Even joyful and happy with people better suited for us.

Wild, just wild.

I hadn't emerged from my Tiffany blue bedroom in my parent's house just yet. But they knew I was up. I could tell by the way the frame of the house seemed to sink inward under the weight of their nervousness.

Luckily, the day my cashiering shift at the local grocery store began early. My family, and the house, would soon be able to sit up straight. The pressure of saying or doing the right thing to and for me would be gone.

The day before, I had laid down my Isaac. And it was less dramatic than I anticipated. God didn't send an angel to intervene, to stop me from uttering phrases like "it's not you, it's me," and "I just feel like God is calling us apart"or anything like that.

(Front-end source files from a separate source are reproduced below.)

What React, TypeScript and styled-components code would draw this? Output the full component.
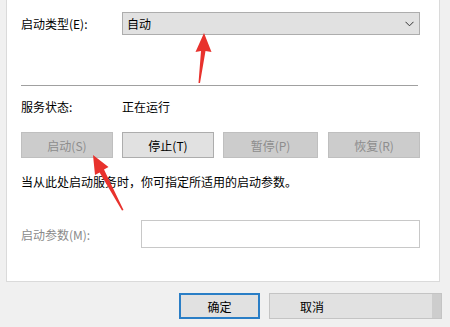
import React from "react";
import styled, { createGlobalStyle } from "styled-components";

const GlobalStyle = createGlobalStyle`
  html, body {
    margin: 0;
    padding: 0;
    background: #f0f0f0;
  }
  body {
    font-family: "Noto Sans CJK SC", "Liberation Sans", sans-serif;
    font-size: 12px;
    color: #000;
  }
`;

const actions = [
  { label: "启动(S)", disabled: true },
  { label: "停止(T)", disabled: false },
  { label: "暂停(P)", disabled: true },
  { label: "恢复(R)", disabled: true },
];

const App = () => {
  return (
    <Page>
      <GlobalStyle />
      <Panel>
        <FieldRow>
          <Label>启动类型(E):</Label>
          <Combo>
            <span>自动</span>
            <svg width="9" height="6" viewBox="0 0 9 6">
              <polyline points="0.5,0.8 4.5,4.8 8.5,0.8" fill="none" stroke="#333" strokeWidth="1" />
            </svg>
          </Combo>
        </FieldRow>
        <Separator />
        <FieldRow>
          <Label>服务状态:</Label>
          <span>正在运行</span>
        </FieldRow>
        <ActionRow>
          {actions.map((a) => (
            <ActionButton key={a.label} disabled={a.disabled}>
              {a.label}
            </ActionButton>
          ))}
        </ActionRow>
        <Hint>当从此处启动服务时，你可指定所适用的启动参数。</Hint>
        <ParamRow>
          <Label $muted>启动参数(M):</Label>
          <ParamInput />
        </ParamRow>
      </Panel>
      <Footer>
        <OkButton>确定</OkButton>
        <CancelButton>取消</CancelButton>
      </Footer>
      <Arrows width="450" height="327" viewBox="0 0 450 327">
        <polygon points="204,33 211.5,52 205.5,51 200,83 198.5,83 201,51 195.5,52" fill="#e8322d" />
        <polygon points="93,155 108.5,167 104,169.6 123.5,210 122,210.5 99.6,172.4 95,175" fill="#e8322d" />
      </Arrows>
    </Page>
  );
};

export default App;

const Page = styled.div`
  position: relative;
  width: 450px;
  height: 327px;
  overflow: hidden;
  background: #f0f0f0;
`;

const Panel = styled.div`
  margin-left: 6px;
  width: 434px;
  height: 282px;
  background: #fff;
  border: 1px solid #dadada;
  border-top: none;
  padding: 12px 0 0 14px;
  box-sizing: border-box;
  display: flex;
  flex-direction: column;
`;

const FieldRow = styled.div`
  display: flex;
  align-items: center;
  height: 23px;
`;

const Label = styled.span<{ $muted?: boolean }>`
  width: 101px;
  flex-shrink: 0;
  color: ${(p) => (p.$muted ? "#8a8a8a" : "#000")};
`;

const Combo = styled.div`
  width: 298px;
  height: 23px;
  box-sizing: border-box;
  border: 1px solid #adadad;
  background: #e1e1e1;
  display: flex;
  align-items: center;
  justify-content: space-between;
  padding: 0 5px 0 4px;
`;

const Separator = styled.div`
  width: 397px;
  height: 1px;
  background: #a0a0a0;
  margin: 50px 0 9px;
`;

const ActionRow = styled.div`
  display: flex;
  gap: 9px;
  margin-top: 14px;
`;

const ActionButton = styled.button`
  width: 92px;
  height: 26px;
  box-sizing: border-box;
  padding: 0;
  font: inherit;
  border: 1px solid ${(p) => (p.disabled ? "#bfbfbf" : "#adadad")};
  background: ${(p) => (p.disabled ? "#cccccc" : "#e1e1e1")};
  color: ${(p) => (p.disabled ? "#8d8d8d" : "#000")};

  &:nth-child(3) {
    width: 95px;
  }
  &:nth-child(4) {
    margin-left: 1px;
  }
`;

const Hint = styled.div`
  margin-top: 15px;
  line-height: 18px;
`;

const ParamRow = styled.div`
  display: flex;
  align-items: center;
  margin-top: 29px;
`;

const ParamInput = styled.div`
  margin-left: 19px;
  width: 279px;
  height: 28px;
  box-sizing: border-box;
  border: 1px solid #c8c8c8;
  background: #fff;
`;

const Footer = styled.div`
  display: flex;
  gap: 9px;
  padding: 11px 0 0 179px;
`;

const OkButton = styled.button`
  width: 81px;
  height: 26px;
  box-sizing: border-box;
  padding: 0;
  font: inherit;
  border: 2px solid #2a7ec6;
  background: #e1e1e1;
  color: #000;
`;

const CancelButton = styled.button`
  width: 173px;
  height: 26px;
  box-sizing: border-box;
  padding: 0 0 0 30px;
  font: inherit;
  text-align: left;
  border: 1px solid #c4c4c4;
  background: #e1e1e1;
  box-shadow: inset -9px 0 0 #cdcdcd;
  color: #000;
`;

const Arrows = styled.svg`
  position: absolute;
  left: 0;
  top: 0;
  pointer-events: none;
`;
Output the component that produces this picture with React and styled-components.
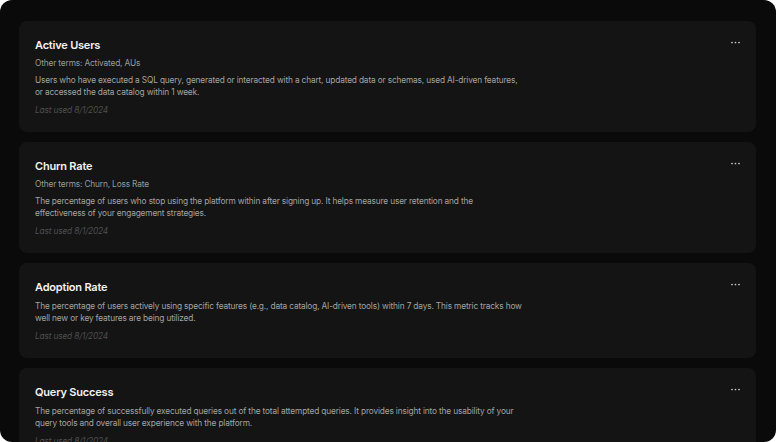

He didn't even send a replacement sacrifice like I thought He would have.

My mom shouted some sort of scripture at me–one of those verses about sorrows lasting through the night, but hope coming in the morning–as I burst through the front door in my royal blue polo and my grease-streaked khakis.

It was one of the hardest most pitiful days of my life. Bagging groceries and straightening up folded, frayed dollar bills in the register. Tip-toing very dangerously close to erupting in tears with every subtle move my hands or feet made. And feeling, for the first time in my life, the impulse, the need to start smoking.

(I didn't ever work up the courage to start doing it, though.)

That same nervousness my family must have felt for me that day as they saw me bounce out of my home, with my earth-shattered and my eyes blotchy, catches in my throat when I see a service man or woman in uniform.

The first man I ever knew who served in the military went to my church. He was in the youth group, and I always had a sort of awe-filled crush on him. This caused my father quite some concern. But, I just couldn't help it.

How noble was this man's sacrifice for all of us? What was it that made him want to step fearlessly into combat zones? How deep was this honorable pride that must have run through his veins?

He was gone shortly after the 9/11 attacks. And he was away from home for a long time. And when he came home sporadically, even when I was in college, I had no idea what to say to him anymore. I was scared by both his goodness but also by the trauma I knew he must have experienced and the horrendous things he must have seen.

How could I tell him I'm thankful? How could I encourage him, and tell him he was doing legacy work?

How could I even relate to someone like that? The only hard thing I had ever endured at the time was breaking up with a boyfriend.

I was intimidated by his sacrifice. And I didn't want to say anything naive, or stupid. So I chose to say nothing at all.

For five years, I've been dwelling on all of this.

And now, it seems that increasingly important people in my life are currently or have served in the military. A few months ago, my phone lit up from a Navy man with a text that read:

Just so you know, a batch of your cookies went to support the troops today.

And I cried. Because it seemed so simple. Dumb, really. I had the resources all along to show gratitude and appreciation.

Cookies, of all the things...I didn't even need words.

I shouldn't even be writing about laying my Isaac down, because the truth is that after five years, it looks far less like a sacrifice and more like it was just the right thing to do.

I don't know squat about sacrifices. And as a writer, I should only write what I know. I don't write posts about math or chess or raising children or even how to cook. So why would I ever have the audacity to be living under the guise that I know. anything. about. sacrifice?

But. Those cookies. That text message. My dear, sweet friends I love tremendously who serve so selflessly. Who lay their very lives–the Isaacs of their every day and souls. They are the ones who could write about what I don't know. They could write about being heartbroken, and separated from their loved ones. About being rattled and jarred. And like the earth was being stripped from their feet.

They could write about sacrifices.

Here's what I do know, and what I will write about, however. The knot in my heart that has kept my purpose and calling is becoming undone by wading into and learning to understand the men and women who serve us in this way. It's become loosened in such away that I am awake and alive to it for the first time.

All because of a day–five years ago today–that once left me rattled and jarred, gave me the chance to learn how to love others more. It's become an Isaac that I would gladly lay down again and again. 

Without a second thought.

Thankfully, there are people out there, men and women in uniform, who don't have to learn these lessons. They just do them without having to be taught.

It's about as bold as you can get. And I'd like to be able to write about it one day.